Rental Car and/or max one domestic flight between resorts

Both do-able

Challenging steep stuff rather then intermediate boring groomers

+1 Portillo

Off piste / Powder as much as possible

+1 Portillo

Occasional hiking up to 30min ok

+1 LL

Hate crowds / long lift lines

+1 Portillo

Thanks for your help!
I'd consider the following itinerary:

Days 1-3: Fly into Santiago, Chile. Stay a day or 2 to see the city.

Days 4-7: Drive (or be driven) up to Valle Nevado. Ski 4 days. They have some relatively inexpensive heli options (so does Portillo), so poss. add a day for that.

Day 8 or 9- 13: Drive back down to Santiago, then either take a rest day, or head right up to Portillo. Ski 4 days. (this is the minimum they'll usually allow, they like to sell 7 day Sat.-Sat. stays.)

Day 14: Back to Santiago, then either drive down to Termas de Chillan, or fly to Malargue and head for LL. This late in the season, LL is a better bet for snow.
(You could also switch this around a bit and do Termas 1st, VN 2nd, and Portillo 3rd. That makes the most sense weather wise, and eliminates the need for the add'l Argentina flight.)

Day 15-20: Ski Termas, hope for snow, or ski LL, hope Marte runs.

Day 21: It's been a long 3 weeks, head on home!
post #8 of 14
What would I do: GO!

Everything else will work itself out .

J
post #9 of 14
Sounds like you know your way around down there. Do you have any recomendations as to where to stay to ski Valle Nevado?
'dog
post #10 of 14
Quote:
Originally Posted by Powderdog
Sounds like you know your way around down there. Do you have any recomendations as to where to stay to ski Valle Nevado?
'dog
I guess you're talking to me, so...

The only move that really makes sense is to stay right on the hill. Your budget will dictate which property you stay at. I'd have to suggest the middle of the road, Puerta del Sol.

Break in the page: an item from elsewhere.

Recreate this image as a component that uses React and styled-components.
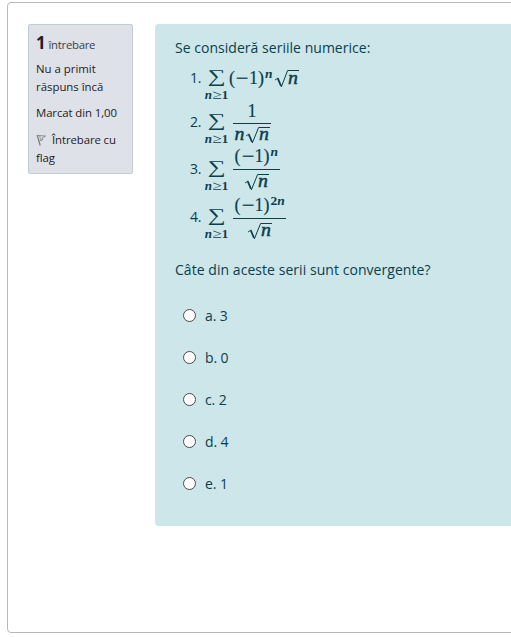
import React from 'react';
import styled, { createGlobalStyle } from 'styled-components';

const GlobalStyle = createGlobalStyle`
  * { box-sizing: border-box; }
  body {
    margin: 0;
    background: #fff;
    overflow: hidden;
    font-family: "Open Sans", "Noto Sans", sans-serif;
  }
`;

const Page = styled.div`
  width: 511px;
  height: 637px;
  padding: 2px 0 0 7px;
  overflow: hidden;
`;

const Card = styled.main`
  display: flex;
  align-items: flex-start;
  gap: 22px;
  width: 540px;
  height: 631px;
  padding: 21px 0 0 20px;
  border: 1px solid #b9b9b9;
  border-radius: 4px;
`;

const Info = styled.aside`
  width: 105px;
  height: 150px;
  flex: none;
  padding: 8px 7px;
  border: 1px solid #c3cbd5;
  border-radius: 2px;
  background: #dee1e7;
  color: #1d2125;
  font-size: 11.4px;
  line-height: 18px;
  white-space: nowrap;
`;

const Heading = styled.h3`
  display: flex;
  align-items: baseline;
  gap: 3px;
  height: 20px;
  margin: 0 0 7px;
  font-size: 11.3px;
  line-height: 20px;
  font-weight: 400;
  color: #3a4047;
  letter-spacing: -0.25px;
`;

const Number = styled.span`
  font-size: 17px;
  font-weight: 700;
  color: #1d2125;
`;

const InfoText = styled.div`
  margin-bottom: ${(p) => p.$gap || 8}px;
  letter-spacing: ${(p) => p.$spacing || '-0.1px'};
`;

const FlagIcon = styled.svg`
  width: 11px;
  height: 12px;
  margin-right: 5px;
  vertical-align: -2px;
`;

const Formulation = styled.section`
  width: 400px;
  height: 502px;
  flex: none;
  padding: 14px 20px;
  border-radius: 4px;
  background: #cde6ea;
  color: #0a3f4c;
`;

const Paragraph = styled.p`
  height: 20px;
  margin: 0;
  font-size: 14px;
  line-height: 20px;
  letter-spacing: ${(p) => p.$spacing};
  white-space: nowrap;
`;

const SeriesList = styled.ol`
  list-style: none;
  height: 202px;
  margin: 0;
  padding: 6px 0 0 15px;
`;

const Item = styled.li`
  display: flex;
  align-items: flex-start;
  height: ${(p) => p.$height}px;
`;

const Marker = styled.span`
  width: 14px;
  margin-top: ${(p) => p.$top}px;
  font-size: 14px;
  line-height: 20px;
  letter-spacing: -0.3px;
`;

const SumBox = styled.span`
  display: flex;
  flex-direction: column;
  align-items: center;
  width: 25px;
  margin-top: ${(p) => p.$top}px;
  font-family: "Liberation Serif", serif;
`;

const Sigma = styled.span`
  height: 23px;
  font-size: 18px;
  line-height: 20px;
  transform: scaleX(1.4);
`;

const Limit = styled.span`
  display: flex;
  font-size: 13px;
  font-weight: 700;
  line-height: 12px;
  white-space: nowrap;
`;

const Relation = styled.span`
  width: 10px;
  text-align: center;
  font-weight: 400;
  transform: scaleX(1.3);
`;

const Line = styled.span`
  display: flex;
  align-items: flex-start;
  height: ${(p) => p.$height || 20}px;
  margin: ${(p) => p.$margin || '0'};
  font-family: "Liberation Serif", serif;
  font-size: 18px;
  line-height: 20px;
  -webkit-text-stroke: 0.2px currentColor;
`;

const Cell = styled.span`
  display: block;
  flex: none;
  width: ${(p) => p.$width}px;
  text-align: center;
`;

const Minus = styled(Cell)`
  transform: scaleX(1.25);
`;

const Variable = styled(Cell)`
  font-style: italic;
  transform: scaleX(1.1);
  -webkit-text-stroke: 0.45px currentColor;
`;

const Exponent = styled.span`
  display: block;
  width: ${(p) => p.$width}px;
  padding-left: 1px;
  font-size: 13.5px;
  font-weight: 700;
  line-height: 11px;
  -webkit-text-stroke: 0;
`;

const Fraction = styled.span`
  display: flex;
  flex-direction: column;
  align-items: center;
  width: ${(p) => p.$width}px;
  margin: ${(p) => p.$top}px 0 0 4px;
`;

const Bar = styled.span`
  width: 100%;
  height: 1px;
  flex: none;
  background: #0a3f4c;
`;

const RootBox = styled.span`
  display: flex;
  width: 25px;
  flex: none;
`;

const Radical = styled.svg`
  width: 25px;
  height: 20px;
  flex: none;
  margin-right: -11px;
`;

const Choices = styled.div`
  display: flex;
  flex-direction: column;
  gap: 22px;
  margin-top: 25px;
  padding-left: 8px;
`;

const Choice = styled.label`
  display: flex;
  align-items: center;
  height: 20px;
  font-size: 14px;
  line-height: 20px;
  letter-spacing: -0.1px;
`;

const ChoiceText = styled.span`
  padding-top: 1px;
`;

const Radio = styled.input`
  appearance: none;
  width: 13px;
  height: 13px;
  margin: 0 9px 0 0;
  border: 1px solid #4b4b4b;
  border-radius: 50%;
  background: #fff;
`;

function Sum({ top }) {
  return (
    <SumBox $top={top}>
      <Sigma>∑</Sigma>
      <Limit><i>n</i><Relation>≥</Relation>1</Limit>
    </SumBox>
  );
}

function Root({ top = 3.5 }) {
  return (
    <RootBox>
      <Radical viewBox="0 0 25 20" fill="none" stroke="currentColor">
        <path d="M1 12 L4 10" strokeWidth="0.9" />
        <path d="M3.7 10.2 L7 18" strokeWidth="1.8" />
        <path d={`M7.3 19 L13.6 ${top} H25`} strokeWidth="1" />
      </Radical>
      <Variable $width={10}>n</Variable>
    </RootBox>
  );
}

function Power({ children, width }) {
  return (
    <>
      <Cell $width={6}>(</Cell>
      <Minus $width={14}>−</Minus>
      <Cell $width={9}>1</Cell>
      <Cell $width={6}>)</Cell>
      <Exponent $width={width}>{children}</Exponent>
    </>
  );
}

const choices = ['a. 3', 'b. 0', 'c. 2', 'd. 4', 'e. 1'];

export default function App() {
  return (
    <Page>
      <GlobalStyle />
      <Card>
        <Info>
          <Heading><Number>1</Number> întrebare</Heading>
          <InfoText $spacing="0px">Nu a primit<br />răspuns încă</InfoText>
          <InfoText $gap={9}>Marcat din 1,00</InfoText>
          <InfoText>
            <FlagIcon viewBox="0 0 11 12" fill="none" stroke="#777">
              <path d="M1.2 1.2 L4.2 11.5" strokeWidth="1.2" />
              <path d="M1.5 1.5 L9.5 2 L6 4.2 L6.5 6 L3.3 6.8" strokeWidth="0.8" />
              <path d="M3.6 2 L4.8 6" strokeWidth="0.6" />
            </FlagIcon>
            Întrebare cu<br />flag
          </InfoText>
        </Info>
        <Formulation>
          <Paragraph $spacing="0.03px">Se consideră seriile numerice:</Paragraph>
          <SeriesList>
            <Item $height={37}>
              <Marker $top={4}>1.</Marker>
              <Sum top={2} />
              <Line $margin="4px 0 0">
                <Power width={10}><i>n</i></Power>
                <Root top={2.5} />
              </Line>
            </Item>
            <Item $height={44}>
              <Marker $top={11}>2.</Marker>
              <Sum top={9} />
              <Fraction $width={38} $top={0}>
                <Line $height={22}><Cell $width={9}>1</Cell></Line>
                <Bar />
                <Line>
                  <Variable $width={11}>n</Variable>
                  <Root />
                </Line>
              </Fraction>
            </Item>
            <Item $height={48}>
              <Marker $top={14}>3.</Marker>
              <Sum top={12} />
              <Fraction $width={47} $top={1}>
                <Line $height={23}><Power width={9}><i>n</i></Power></Line>
                <Bar />
                <Line $margin="1px 0 0"><Root /></Line>
              </Fraction>
            </Item>
            <Item $height={48}>
              <Marker $top={14}>4.</Marker>
              <Sum top={12} />
              <Fraction $width={53} $top={2}>
                <Line $height={23}><Power width={15}>2<i>n</i></Power></Line>
                <Bar />
                <Line $margin="1px 0 0"><Root /></Line>
              </Fraction>
            </Item>
          </SeriesList>
          <Paragraph $spacing="0.05px">Câte din aceste serii sunt convergente?</Paragraph>
          <Choices>
            {choices.map((text) => (
              <Choice key={text}>
                <Radio type="radio" name="answer" />
                <ChoiceText>{text}</ChoiceText>
              </Choice>
            ))}
          </Choices>
        </Formulation>
      </Card>
    </Page>
  );
}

Tres Puntas is a little too bare bones, and furthest from the lifts.

Don't even consider commuting from Santiago, unless you enjoy traffic and life threatening commutes

There are reputedly some serious "low budget" accomodations over on the La Parva side, but I don't have the scoop on that. You might want to search over @ TGR for that info, lots of folks on beer budgets over there:
post #11 of 14
[quote=Skier40]
Day 14: Back to Santiago, then either drive down to Termas de Chillan, or fly to Malargue and head for LL. This late in the season, LL is a better bet for snow.

I don't think you can fly from Santiago to Malarque commercially. The only flight into Marlaque that I know of is the charter from BA.
post #12 of 14
[quote=SHREDHEAD]
Quote:
Originally Posted by Skier40
Day 14: Back to Santiago, then either drive down to Termas de Chillan, or fly to Malargue and head for LL. This late in the season, LL is a better bet for snow.

I don't think you can fly from Santiago to Malarque commercially. The only flight into Marlaque that I know of is the charter from BA.
Right-o, mixed that up. I was thinking of the flight from Santiago to Mendoza to go to LL. Much longer transfer though.
post #13 of 14
If you get bored quickly, Santiago has 4 or 5 resorts that are less than a 1 hour drive...
post #14 of 14
Quote:
Originally Posted by Kuroyume
If you get bored quickly, Santiago has 4 or 5 resorts that are less than a 1 hour drive...
No...it doesn't.

Valle Nevado is just under 2 hrs in good weather, La Parva and El Colorado are similar distances.

Portillo is 2+ hours under the best of circumstances, and a treacherous drive to boot.